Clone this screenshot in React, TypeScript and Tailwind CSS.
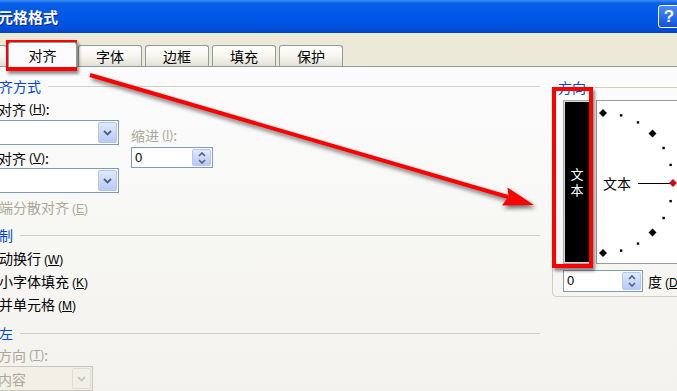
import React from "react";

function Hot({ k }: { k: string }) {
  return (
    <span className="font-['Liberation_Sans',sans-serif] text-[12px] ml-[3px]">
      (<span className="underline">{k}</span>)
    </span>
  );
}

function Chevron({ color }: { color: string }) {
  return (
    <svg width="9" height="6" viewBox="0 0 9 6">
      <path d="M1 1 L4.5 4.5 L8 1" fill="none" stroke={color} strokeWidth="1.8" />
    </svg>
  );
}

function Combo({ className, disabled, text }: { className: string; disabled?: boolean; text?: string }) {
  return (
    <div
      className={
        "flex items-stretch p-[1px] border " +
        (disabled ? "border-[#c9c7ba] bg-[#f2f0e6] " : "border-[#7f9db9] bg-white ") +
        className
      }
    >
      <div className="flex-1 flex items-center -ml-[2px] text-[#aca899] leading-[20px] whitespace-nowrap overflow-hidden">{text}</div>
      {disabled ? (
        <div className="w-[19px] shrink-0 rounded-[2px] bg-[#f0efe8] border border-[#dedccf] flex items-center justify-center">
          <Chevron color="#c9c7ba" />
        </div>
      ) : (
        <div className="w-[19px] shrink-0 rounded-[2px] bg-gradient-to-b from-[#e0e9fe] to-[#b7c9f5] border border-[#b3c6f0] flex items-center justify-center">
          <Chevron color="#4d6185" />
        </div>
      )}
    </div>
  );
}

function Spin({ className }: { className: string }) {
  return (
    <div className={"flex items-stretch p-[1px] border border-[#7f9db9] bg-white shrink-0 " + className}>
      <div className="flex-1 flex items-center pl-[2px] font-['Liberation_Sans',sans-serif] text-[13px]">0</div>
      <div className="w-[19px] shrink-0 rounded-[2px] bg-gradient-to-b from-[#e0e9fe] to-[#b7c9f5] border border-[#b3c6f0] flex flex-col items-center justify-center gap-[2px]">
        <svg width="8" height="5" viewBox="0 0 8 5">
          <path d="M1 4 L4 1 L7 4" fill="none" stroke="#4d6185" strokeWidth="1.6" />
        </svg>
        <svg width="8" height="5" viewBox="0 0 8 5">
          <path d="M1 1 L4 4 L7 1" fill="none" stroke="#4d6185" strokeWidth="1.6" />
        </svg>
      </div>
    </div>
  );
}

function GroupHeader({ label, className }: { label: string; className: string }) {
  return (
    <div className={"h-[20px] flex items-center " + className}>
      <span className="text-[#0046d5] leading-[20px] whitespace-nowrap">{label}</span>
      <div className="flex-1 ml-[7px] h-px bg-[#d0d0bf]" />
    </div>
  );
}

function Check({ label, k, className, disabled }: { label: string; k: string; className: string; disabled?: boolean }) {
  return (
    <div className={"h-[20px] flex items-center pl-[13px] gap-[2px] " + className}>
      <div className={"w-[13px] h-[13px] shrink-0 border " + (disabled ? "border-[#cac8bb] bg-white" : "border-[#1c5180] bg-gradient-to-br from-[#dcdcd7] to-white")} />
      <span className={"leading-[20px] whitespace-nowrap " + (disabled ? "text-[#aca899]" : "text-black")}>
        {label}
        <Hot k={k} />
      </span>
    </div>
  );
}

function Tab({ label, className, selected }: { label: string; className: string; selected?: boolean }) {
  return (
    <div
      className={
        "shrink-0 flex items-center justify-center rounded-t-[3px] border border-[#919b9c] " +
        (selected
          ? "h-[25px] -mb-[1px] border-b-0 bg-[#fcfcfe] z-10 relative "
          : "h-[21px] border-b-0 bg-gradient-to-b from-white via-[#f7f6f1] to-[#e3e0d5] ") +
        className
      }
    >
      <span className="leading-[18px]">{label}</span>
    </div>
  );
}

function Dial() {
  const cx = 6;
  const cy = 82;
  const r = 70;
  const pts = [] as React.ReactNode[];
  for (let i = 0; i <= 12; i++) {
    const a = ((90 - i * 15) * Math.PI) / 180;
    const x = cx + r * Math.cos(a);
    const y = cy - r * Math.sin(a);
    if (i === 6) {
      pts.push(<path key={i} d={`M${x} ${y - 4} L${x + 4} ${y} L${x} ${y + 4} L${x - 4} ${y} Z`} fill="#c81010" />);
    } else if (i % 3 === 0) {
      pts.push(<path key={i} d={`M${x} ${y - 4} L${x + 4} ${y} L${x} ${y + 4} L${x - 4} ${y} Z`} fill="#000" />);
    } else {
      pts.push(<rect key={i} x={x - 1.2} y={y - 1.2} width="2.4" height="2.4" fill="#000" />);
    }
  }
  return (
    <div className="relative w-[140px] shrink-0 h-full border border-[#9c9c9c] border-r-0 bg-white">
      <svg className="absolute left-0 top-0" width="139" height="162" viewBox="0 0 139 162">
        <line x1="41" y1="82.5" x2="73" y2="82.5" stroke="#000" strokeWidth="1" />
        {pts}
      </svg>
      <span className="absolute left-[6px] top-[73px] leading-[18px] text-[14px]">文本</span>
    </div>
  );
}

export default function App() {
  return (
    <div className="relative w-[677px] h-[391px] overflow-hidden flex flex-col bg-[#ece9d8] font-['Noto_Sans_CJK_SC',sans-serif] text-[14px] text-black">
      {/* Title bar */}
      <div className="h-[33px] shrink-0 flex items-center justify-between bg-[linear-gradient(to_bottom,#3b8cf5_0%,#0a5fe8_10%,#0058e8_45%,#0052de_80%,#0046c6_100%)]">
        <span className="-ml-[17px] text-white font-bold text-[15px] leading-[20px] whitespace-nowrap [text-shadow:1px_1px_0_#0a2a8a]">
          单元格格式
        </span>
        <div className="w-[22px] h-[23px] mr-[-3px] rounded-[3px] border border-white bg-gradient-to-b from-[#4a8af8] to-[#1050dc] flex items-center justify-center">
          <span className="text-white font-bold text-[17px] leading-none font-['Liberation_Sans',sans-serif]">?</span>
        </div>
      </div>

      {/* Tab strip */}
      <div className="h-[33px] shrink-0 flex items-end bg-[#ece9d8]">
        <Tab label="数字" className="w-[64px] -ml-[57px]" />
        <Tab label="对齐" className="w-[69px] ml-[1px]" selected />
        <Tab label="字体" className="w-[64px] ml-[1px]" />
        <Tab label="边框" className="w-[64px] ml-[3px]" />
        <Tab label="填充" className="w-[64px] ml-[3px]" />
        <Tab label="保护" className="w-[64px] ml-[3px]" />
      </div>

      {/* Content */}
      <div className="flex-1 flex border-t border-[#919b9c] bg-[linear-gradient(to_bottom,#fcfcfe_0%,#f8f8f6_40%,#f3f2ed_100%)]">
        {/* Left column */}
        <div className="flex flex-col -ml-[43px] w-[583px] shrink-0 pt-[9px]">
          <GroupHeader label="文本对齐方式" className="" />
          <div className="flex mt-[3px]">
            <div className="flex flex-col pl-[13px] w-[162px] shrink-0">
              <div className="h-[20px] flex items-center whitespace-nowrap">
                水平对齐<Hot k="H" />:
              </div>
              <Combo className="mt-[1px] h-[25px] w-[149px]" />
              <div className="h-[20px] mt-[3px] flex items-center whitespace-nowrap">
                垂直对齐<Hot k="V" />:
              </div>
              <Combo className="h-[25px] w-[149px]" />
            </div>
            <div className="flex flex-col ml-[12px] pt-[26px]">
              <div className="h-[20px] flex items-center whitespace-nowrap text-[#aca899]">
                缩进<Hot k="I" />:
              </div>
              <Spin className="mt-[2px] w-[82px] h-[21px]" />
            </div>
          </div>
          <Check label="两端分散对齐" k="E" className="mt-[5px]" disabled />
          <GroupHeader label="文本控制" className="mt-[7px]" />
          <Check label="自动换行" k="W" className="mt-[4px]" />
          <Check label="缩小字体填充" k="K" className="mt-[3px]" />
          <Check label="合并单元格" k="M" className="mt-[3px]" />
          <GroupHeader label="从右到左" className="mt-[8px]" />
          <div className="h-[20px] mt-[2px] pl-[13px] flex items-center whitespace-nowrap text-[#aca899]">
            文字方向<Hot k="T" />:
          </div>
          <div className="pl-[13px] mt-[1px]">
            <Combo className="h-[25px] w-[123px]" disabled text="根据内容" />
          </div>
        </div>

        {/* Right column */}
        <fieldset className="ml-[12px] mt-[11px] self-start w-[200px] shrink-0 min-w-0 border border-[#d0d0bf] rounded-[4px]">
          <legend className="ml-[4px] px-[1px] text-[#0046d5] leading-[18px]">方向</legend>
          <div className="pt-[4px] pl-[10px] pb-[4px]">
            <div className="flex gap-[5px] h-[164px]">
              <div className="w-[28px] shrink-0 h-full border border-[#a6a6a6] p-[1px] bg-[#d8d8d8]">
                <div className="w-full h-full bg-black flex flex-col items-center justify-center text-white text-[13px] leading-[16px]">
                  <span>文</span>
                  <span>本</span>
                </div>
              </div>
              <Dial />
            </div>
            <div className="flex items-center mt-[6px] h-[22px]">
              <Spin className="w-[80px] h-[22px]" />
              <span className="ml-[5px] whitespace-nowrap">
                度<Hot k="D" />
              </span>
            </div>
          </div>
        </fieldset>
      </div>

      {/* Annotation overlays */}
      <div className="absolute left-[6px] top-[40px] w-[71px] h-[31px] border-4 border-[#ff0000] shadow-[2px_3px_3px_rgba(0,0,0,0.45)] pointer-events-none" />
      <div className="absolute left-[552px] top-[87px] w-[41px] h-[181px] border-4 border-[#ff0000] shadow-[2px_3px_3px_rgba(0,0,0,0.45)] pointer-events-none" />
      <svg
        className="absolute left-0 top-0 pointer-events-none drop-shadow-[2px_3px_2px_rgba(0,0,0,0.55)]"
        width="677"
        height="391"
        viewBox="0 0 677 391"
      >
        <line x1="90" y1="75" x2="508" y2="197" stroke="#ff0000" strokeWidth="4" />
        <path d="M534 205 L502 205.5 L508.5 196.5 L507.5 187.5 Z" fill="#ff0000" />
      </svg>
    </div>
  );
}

——

Tally the lines of the data that hold the string "React". Answer with the number and nothing more.

3